The presentation opened with a montage of great movies, projected behind the seated panelists: The Wizard of Oz in color, 2001: A Space Odyssey, Mary Poppins, One Flew Over the Cuckoos Nest, All Quiet on the Western Front, The Godfather, The Last Picture Show, and Gone With the Wind 
An employee from the Audio-Visual Conservation department of the Library of Congress (located in Culpepper, VA) welcomed the packed house of several hundred people. He explained that his organization contained the world’s largest collection of moving images, and that Doctorow had just been awarded LOC’s Prize for American Fiction.  
Hornaday asked the panelists to think about a beloved novel that was “absolutely betrayed by a film adaptation, and one that was well served.” Doctorow asked if he could nominate his own.
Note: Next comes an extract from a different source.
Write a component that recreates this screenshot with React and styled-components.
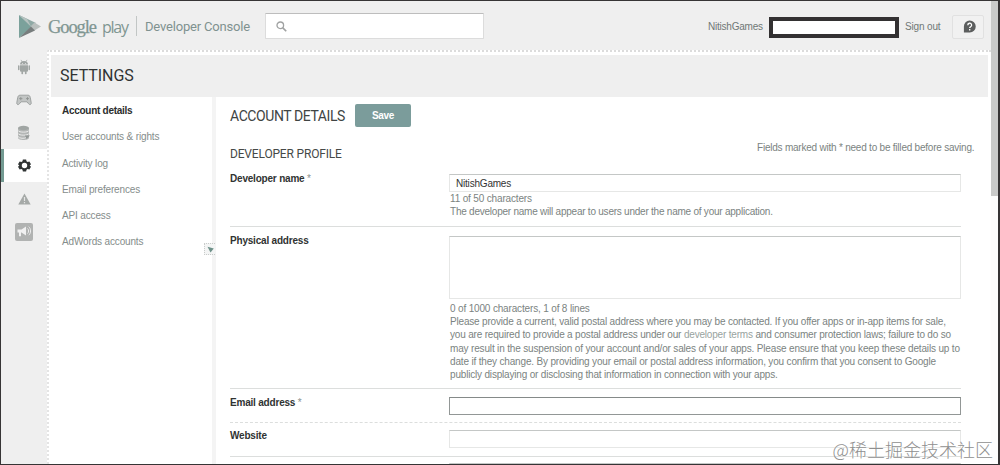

He hates the film Ragtime, based on his book of the same name.   
Doctorow called Miloš Forman a fine director, and he blamed the disconnect on the book’s lack of realism, and movies preserve realism. “It was mock historical, erotic naughtiness.” Yet Doctorow then named Forman’s mistake. “He had a theory about film, that it should be about one person. Some are, but not Ragtime.”  
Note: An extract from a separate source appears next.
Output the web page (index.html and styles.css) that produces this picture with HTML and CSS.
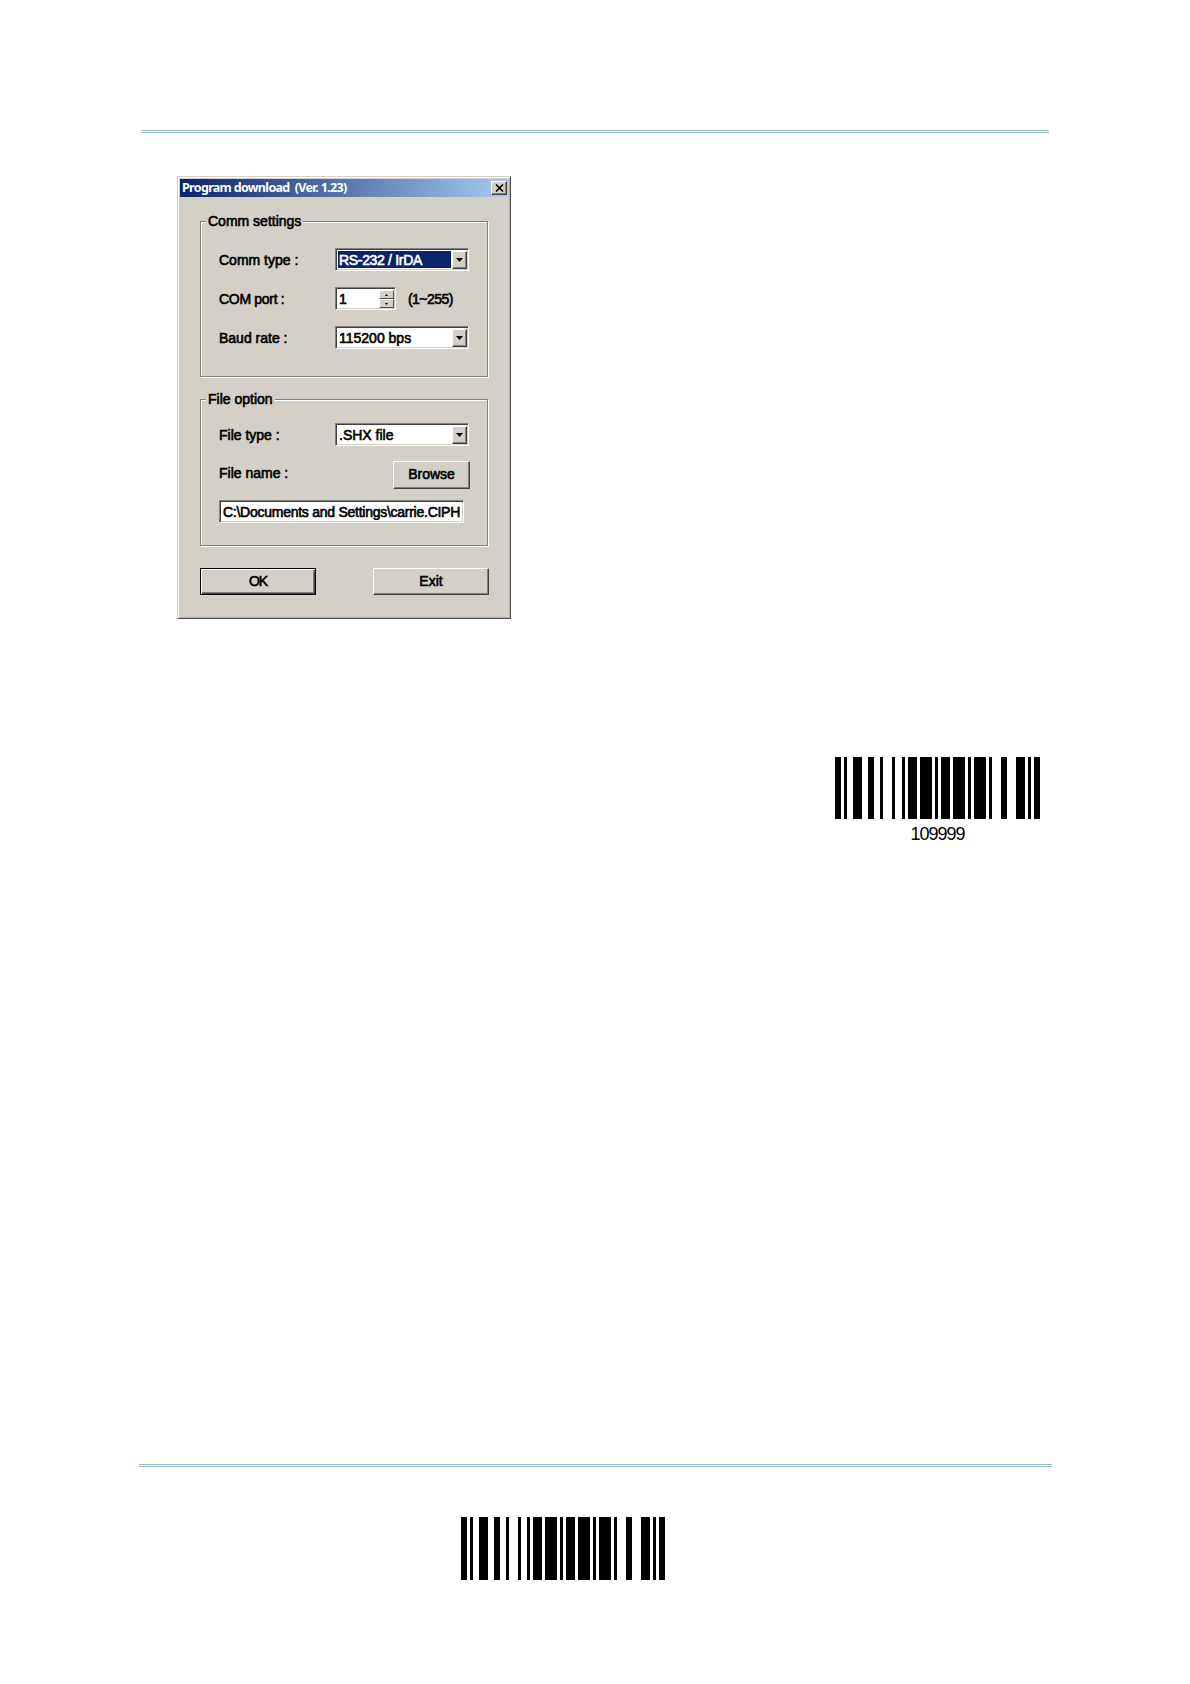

Doctorow joked that Forman surrounded himself with writers so that writers wouldn’t get too mad at him when their book was made into a bad adaptation. He even put Norman Mailer into Ragtime 
Doctorow wrote the first Ragtime screenplay for director Robert Altman. “But he tends to ignore his scripts,” he said. And in order to preserve his story from Altman’s cuts and improvisations, Doctorow said he made the script 400 pages. But that backfired: Altman wanted to make multiple two-hour films.  Altman was fired and Forman brought on. That’s when the author also left the project.  
Doctorow had a total of five of his books made into adaptations, his least hated among the bunch is Daniel, although he still called it a failed film. But he’s not entirely put off: his latest adaptation is coming out next year, starring Bryan Cranston.  (Editor's note: I have no idea what project this might be.)
In defense of filmmakers, Doctorow said his feelings are unreasonable. At the screening of his first adaptation, he watched his beloved character walk in from the left, which made him think about how he’d envisioned the character walking in from the right. Doctorow said that was enough to make him walk out of the screening.  
The next film clip shown was from That Night, a 1995 film starring Juliette Lewis, based on Alice McDermott’s book. In the clip, Lewis, playing a pretty and wild Catholic teen in the 1950’s, coming home from a date without so much as a kiss on the cheek. Her father meets her on the walkway to the house and scares her date away. Meanwhile, the narrator, a preteen girl in the house across the street, admires Lewis through their respective upstairs bedroom windows. Lewis undresses in front of an open window, singing and dancing.  
Hornaday asks author McDermott how the clip made her feel. “Ah, Hollywood,” she replied. “At least they didn’t make her hump the dresser.” McDermott said the filmmakers turned the character into a nymphomaniac, and while the author attended the screening, she stayed away from the production entirely. That Night was her second book and she couldn’t help but be thrilled to have gotten that “first call from Hollywood.”  
I have no idea where my notes from the rest of the panel are. It was good though. You should have been there.